-- START --

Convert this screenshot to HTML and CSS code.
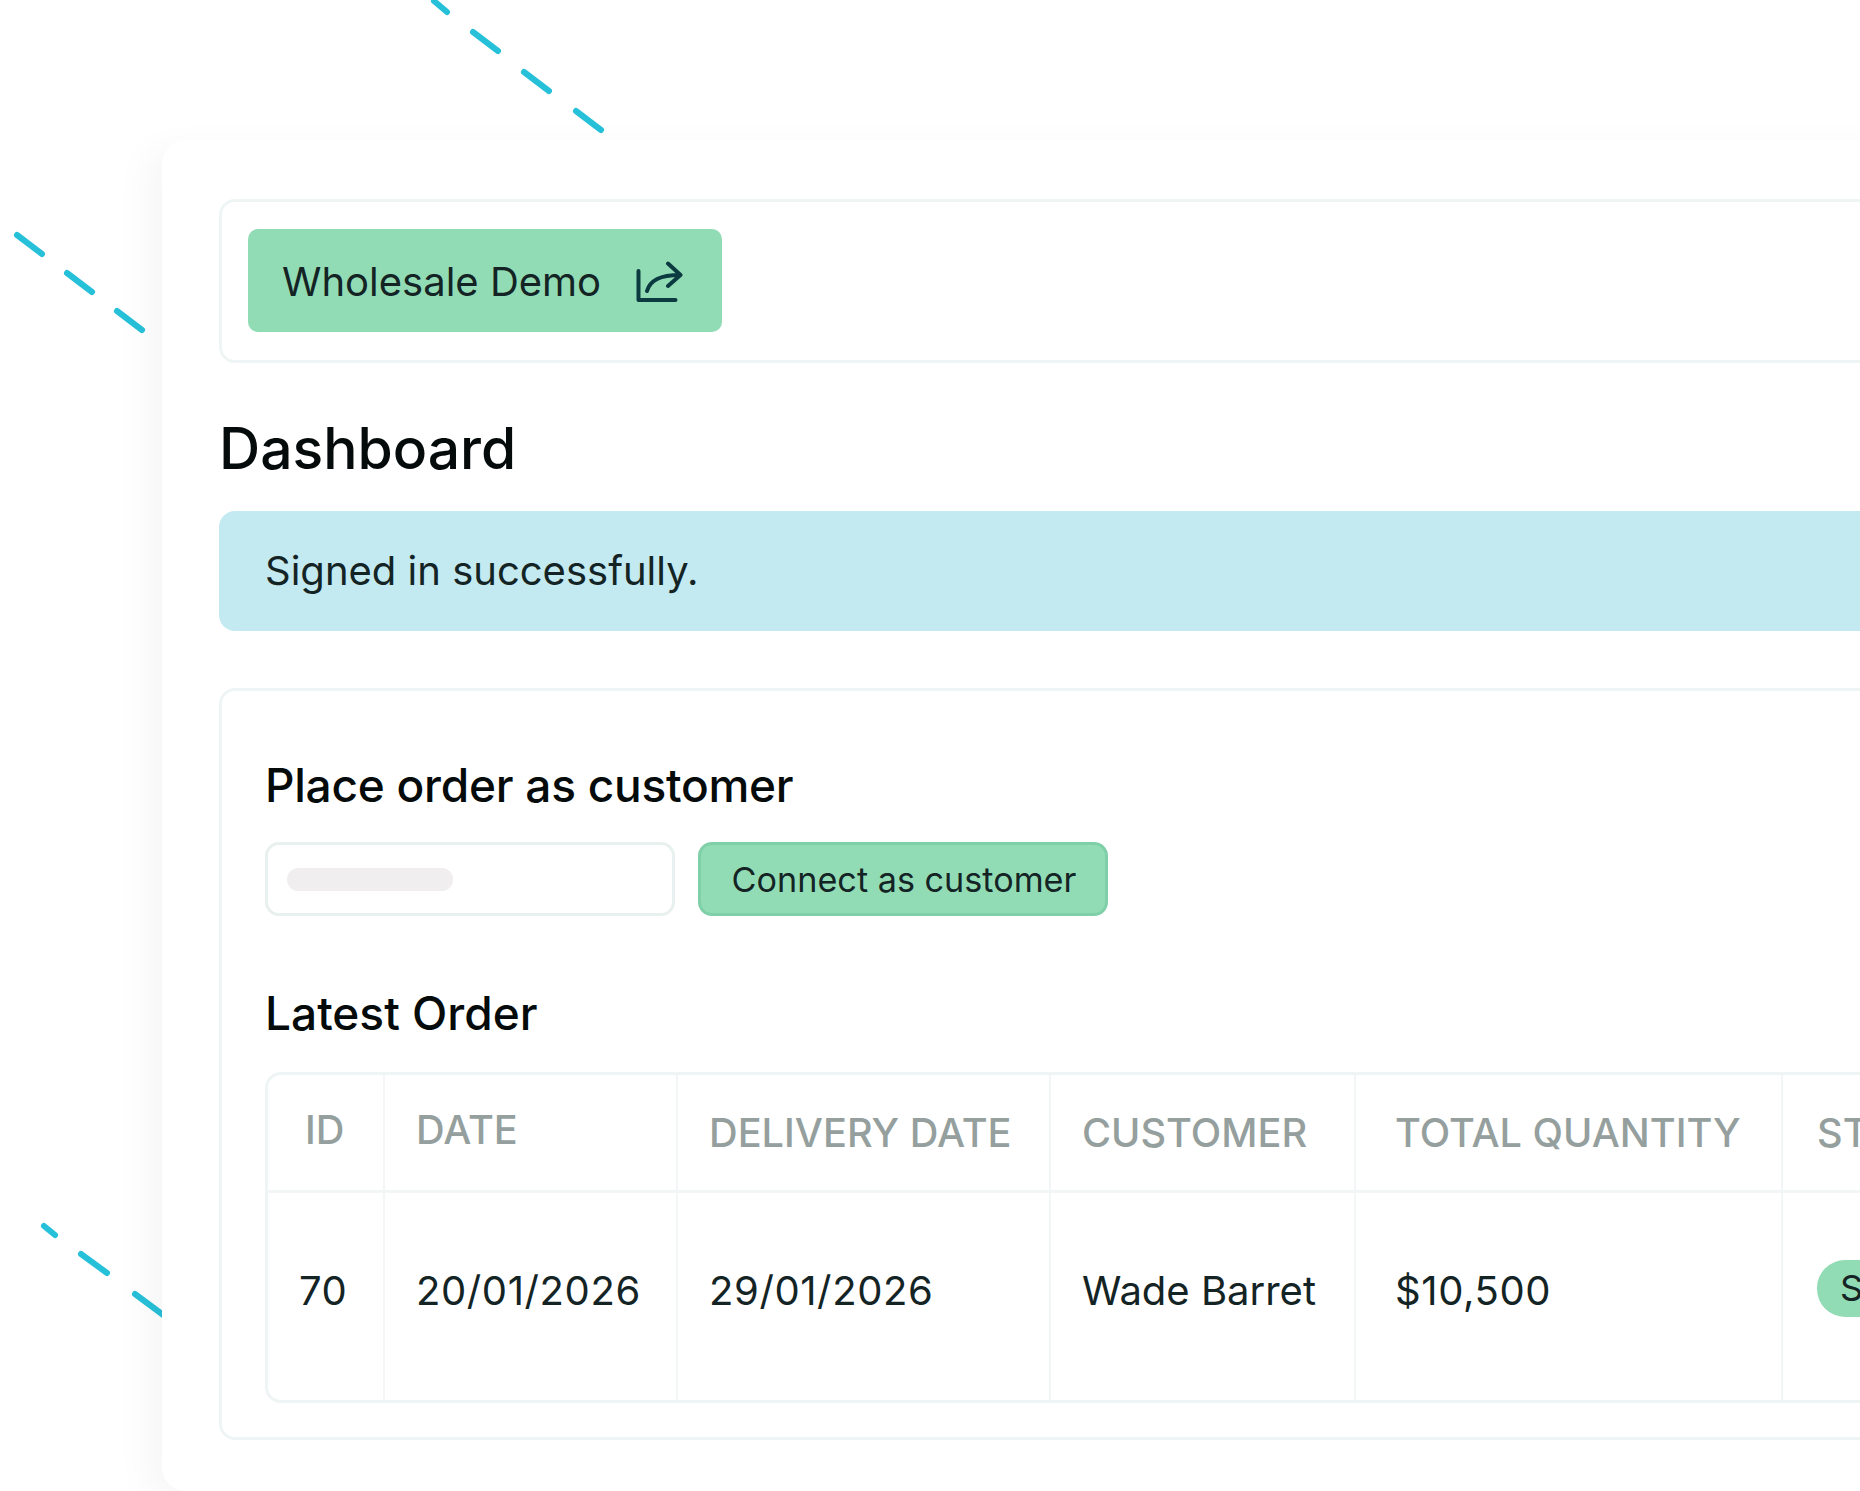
FILE: index.html
```html
<!DOCTYPE html>
<html lang="en">
<head>
<meta charset="utf-8">
<title>Dashboard</title>
<link rel="stylesheet" href="styles.css">
</head>
<body>
<div class="stage">
  <svg class="dashes" width="1860" height="1491" viewBox="0 0 1860 1491" aria-hidden="true">
    <path d="M434 1L447 12M473 32L498 51M524 72L549 91M576 111L601 130"/>
    <path d="M17 235L42 254M67 273L92 292M117 311L142 330"/>
    <path d="M44 1226L55 1235M81 1254L107 1273M135 1294L170 1320"/>
  </svg>
  <main class="card">
    <section class="panel topbar">
      <a class="demo-btn" href="#">
        <span>Wholesale Demo</span>
        <svg class="share-icon" width="48" height="44" viewBox="0 0 48 44" fill="none" aria-hidden="true">
          <path d="M2.500 10V39H39.500"/>
          <path d="M11 30C14 19 24 14 44 14M32 2.500L44.500 14L32 25"/>
        </svg>
      </a>
    </section>
    <h1 class="title">Dashboard</h1>
    <div class="alert">Signed in successfully.</div>
    <section class="panel content">
      <h2 class="heading tight">Place order as customer</h2>
      <div class="connect-row">
        <div class="select"><span class="skeleton"></span></div>
        <button class="connect-btn" type="button">Connect as customer</button>
      </div>
      <h2 class="heading latest">Latest Order</h2>
      <div class="table-wrap">
        <table class="orders">
          <colgroup>
            <col class="c1"><col class="c2"><col class="c3"><col class="c4"><col class="c5"><col class="c6">
          </colgroup>
          <thead>
            <tr>
              <th class="id-col"><span class="raised">ID</span></th>
              <th><span class="raised">DATE</span></th>
              <th>DELIVERY DATE</th>
              <th>CUSTOMER</th>
              <th class="qty-col">TOTAL QUANTITY</th>
              <th class="status-col">STATUS</th>
            </tr>
          </thead>
          <tbody>
            <tr>
              <td class="id-cell num">70</td>
              <td class="num">20/01/2026</td>
              <td class="num">29/01/2026</td>
              <td>Wade Barret</td>
              <td class="qty-col num">$10,500</td>
              <td class="status-col"><span class="pill">Shipped</span></td>
            </tr>
          </tbody>
        </table>
      </div>
    </section>
  </main>
</div>
</body>
</html>
```
FILE: styles.css
```css
* { box-sizing: border-box; }
html, body { margin: 0; padding: 0; background: #fff; }
body { font-family: Inter, "Liberation Sans", sans-serif; color: #142425; }
.stage { position: relative; width: 1860px; height: 1491px; overflow: hidden; padding: 140px 0 0 162px; }
.dashes { position: absolute; left: 0; top: 0; }
.dashes path { fill: none; stroke: #27c0d9; stroke-width: 6; stroke-linecap: round; }
.card {
  position: relative; width: 1900px; height: 1351px; padding: 59px 0 0 57px;
  background: #fff; border-radius: 24px; box-shadow: -16px 8px 36px rgba(0, 0, 0, 0.035);
}
.panel { border: 3px solid #eff4f4; border-radius: 16px; background: #fff; }
.topbar { height: 164px; padding: 27px 0 0 26px; }
.demo-btn {
  display: flex; align-items: center; width: 474px; height: 103px; padding: 2px 0 0 34px; gap: 35px;
  background: #92dcb5; border-radius: 10px; color: #142425; text-decoration: none; font-size: 40px; font-weight: 400;
}
.share-icon { margin-top: 2px; }
.share-icon path { stroke: #0b3a40; stroke-width: 4; stroke-linecap: round; stroke-linejoin: round; }
.title { margin: 0; height: 148px; padding-top: 51px; font-size: 57px; line-height: 70px; font-weight: 500; color: #050a0a; }
.alert {
  display: flex; align-items: center; height: 120px; padding: 0 0 2px 46px; background: #c3eaf0;
  border-radius: 16px; font-size: 40px; font-weight: 400; color: #142425; margin-bottom: 57px;
}
.content { height: 752px; padding: 66px 0 0 43px; }
.heading { margin: 0; font-size: 46px; line-height: 56px; font-weight: 500; color: #050a0a; }
.tight { letter-spacing: -0.25px; }
.connect-row { display: flex; gap: 23px; margin-top: 29px; }
.select {
  display: flex; align-items: center; width: 410px; height: 74px; padding-left: 19px;
  border: 3px solid #e8f1ef; border-radius: 14px; background: #fff;
}
.skeleton { display: block; width: 166px; height: 23px; border-radius: 12px; background: #f0eeee; }
.connect-btn {
  width: 410px; height: 74px; padding: 0 0 0 2px; border: 3px solid #7fd0a8; border-radius: 14px;
  background: #92dcb5; color: #142425; font-family: inherit; font-size: 34.2px; font-weight: 400;
}
.latest { margin-top: 69px; }
.table-wrap { margin-top: 31px; width: 1800px; height: 331px; border: 3px solid #eff4f4; border-radius: 16px 0 0 16px; }
.orders { border-collapse: collapse; table-layout: fixed; width: 1800px; }
.c1 { width: 116px; } .c2 { width: 293px; } .c3 { width: 373px; } .c4 { width: 305px; } .c5 { width: 427px; } .c6 { width: 286px; }
.orders th, .orders td { padding: 0 0 0 31px; text-align: left; border-left: 2px solid #f2f6f6; }
.orders th:first-child, .orders td:first-child { border-left: 0; }
.orders th { height: 116px; padding-top: 2px; font-size: 39.7px; font-weight: 500; color: #959f9e; border-bottom: 3px solid #f2f6f6; }
.orders td { height: 209px; padding-bottom: 12px; font-size: 40px; color: #142425; }
.orders td.num { letter-spacing: 0.6px; }
.raised { position: relative; top: -3px; }
.orders th.id-col { padding-left: 37px; }
.orders td.id-cell { padding-left: 31px; }
.orders .qty-col { padding-left: 39px; }
.orders .status-col { padding-left: 34px; }
.pill { display: inline-block; position: relative; top: -2px; height: 57px; line-height: 57px; padding: 0 23px; border-radius: 28px; background: #92dcb5; font-size: 36px; }
```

-- END --

_EXERCISE PROMPT_
Copy each line exactly, and leave the pictures out of your copy.

_RESULT_
Convert this screenshot to HTML and CSS code.
FILE: index.html
```html
<!DOCTYPE html>
<html lang="en">
<head>
<meta charset="utf-8">
<title>Dashboard</title>
<link rel="stylesheet" href="styles.css">
</head>
<body>
<div class="stage">
  <svg class="dashes" width="1860" height="1491" viewBox="0 0 1860 1491" aria-hidden="true">
    <path d="M434 1L447 12M473 32L498 51M524 72L549 91M576 111L601 130"/>
    <path d="M17 235L42 254M67 273L92 292M117 311L142 330"/>
    <path d="M44 1226L55 1235M81 1254L107 1273M135 1294L170 1320"/>
  </svg>
  <main class="card">
    <section class="panel topbar">
      <a class="demo-btn" href="#">
        <span>Wholesale Demo</span>
        <svg class="share-icon" width="48" height="44" viewBox="0 0 48 44" fill="none" aria-hidden="true">
          <path d="M2.500 10V39H39.500"/>
          <path d="M11 30C14 19 24 14 44 14M32 2.500L44.500 14L32 25"/>
        </svg>
      </a>
    </section>
    <h1 class="title">Dashboard</h1>
    <div class="alert">Signed in successfully.</div>
    <section class="panel content">
      <h2 class="heading tight">Place order as customer</h2>
      <div class="connect-row">
        <div class="select"><span class="skeleton"></span></div>
        <button class="connect-btn" type="button">Connect as customer</button>
      </div>
      <h2 class="heading latest">Latest Order</h2>
      <div class="table-wrap">
        <table class="orders">
          <colgroup>
            <col class="c1"><col class="c2"><col class="c3"><col class="c4"><col class="c5"><col class="c6">
          </colgroup>
          <thead>
            <tr>
              <th class="id-col"><span class="raised">ID</span></th>
              <th><span class="raised">DATE</span></th>
              <th>DELIVERY DATE</th>
              <th>CUSTOMER</th>
              <th class="qty-col">TOTAL QUANTITY</th>
              <th class="status-col">STATUS</th>
            </tr>
          </thead>
          <tbody>
            <tr>
              <td class="id-cell num">70</td>
              <td class="num">20/01/2026</td>
              <td class="num">29/01/2026</td>
              <td>Wade Barret</td>
              <td class="qty-col num">$10,500</td>
              <td class="status-col"><span class="pill">Shipped</span></td>
            </tr>
          </tbody>
        </table>
      </div>
    </section>
  </main>
</div>
</body>
</html>
```
FILE: styles.css
```css
* { box-sizing: border-box; }
html, body { margin: 0; padding: 0; background: #fff; }
body { font-family: Inter, "Liberation Sans", sans-serif; color: #142425; }
.stage { position: relative; width: 1860px; height: 1491px; overflow: hidden; padding: 140px 0 0 162px; }
.dashes { position: absolute; left: 0; top: 0; }
.dashes path { fill: none; stroke: #27c0d9; stroke-width: 6; stroke-linecap: round; }
.card {
  position: relative; width: 1900px; height: 1351px; padding: 59px 0 0 57px;
  background: #fff; border-radius: 24px; box-shadow: -16px 8px 36px rgba(0, 0, 0, 0.035);
}
.panel { border: 3px solid #eff4f4; border-radius: 16px; background: #fff; }
.topbar { height: 164px; padding: 27px 0 0 26px; }
.demo-btn {
  display: flex; align-items: center; width: 474px; height: 103px; padding: 2px 0 0 34px; gap: 35px;
  background: #92dcb5; border-radius: 10px; color: #142425; text-decoration: none; font-size: 40px; font-weight: 400;
}
.share-icon { margin-top: 2px; }
.share-icon path { stroke: #0b3a40; stroke-width: 4; stroke-linecap: round; stroke-linejoin: round; }
.title { margin: 0; height: 148px; padding-top: 51px; font-size: 57px; line-height: 70px; font-weight: 500; color: #050a0a; }
.alert {
  display: flex; align-items: center; height: 120px; padding: 0 0 2px 46px; background: #c3eaf0;
  border-radius: 16px; font-size: 40px; font-weight: 400; color: #142425; margin-bottom: 57px;
}
.content { height: 752px; padding: 66px 0 0 43px; }
.heading { margin: 0; font-size: 46px; line-height: 56px; font-weight: 500; color: #050a0a; }
.tight { letter-spacing: -0.25px; }
.connect-row { display: flex; gap: 23px; margin-top: 29px; }
.select {
  display: flex; align-items: center; width: 410px; height: 74px; padding-left: 19px;
  border: 3px solid #e8f1ef; border-radius: 14px; background: #fff;
}
.skeleton { display: block; width: 166px; height: 23px; border-radius: 12px; background: #f0eeee; }
.connect-btn {
  width: 410px; height: 74px; padding: 0 0 0 2px; border: 3px solid #7fd0a8; border-radius: 14px;
  background: #92dcb5; color: #142425; font-family: inherit; font-size: 34.2px; font-weight: 400;
}
.latest { margin-top: 69px; }
.table-wrap { margin-top: 31px; width: 1800px; height: 331px; border: 3px solid #eff4f4; border-radius: 16px 0 0 16px; }
.orders { border-collapse: collapse; table-layout: fixed; width: 1800px; }
.c1 { width: 116px; } .c2 { width: 293px; } .c3 { width: 373px; } .c4 { width: 305px; } .c5 { width: 427px; } .c6 { width: 286px; }
.orders th, .orders td { padding: 0 0 0 31px; text-align: left; border-left: 2px solid #f2f6f6; }
.orders th:first-child, .orders td:first-child { border-left: 0; }
.orders th { height: 116px; padding-top: 2px; font-size: 39.7px; font-weight: 500; color: #959f9e; border-bottom: 3px solid #f2f6f6; }
.orders td { height: 209px; padding-bottom: 12px; font-size: 40px; color: #142425; }
.orders td.num { letter-spacing: 0.6px; }
.raised { position: relative; top: -3px; }
.orders th.id-col { padding-left: 37px; }
.orders td.id-cell { padding-left: 31px; }
.orders .qty-col { padding-left: 39px; }
.orders .status-col { padding-left: 34px; }
.pill { display: inline-block; position: relative; top: -2px; height: 57px; line-height: 57px; padding: 0 23px; border-radius: 28px; background: #92dcb5; font-size: 36px; }
```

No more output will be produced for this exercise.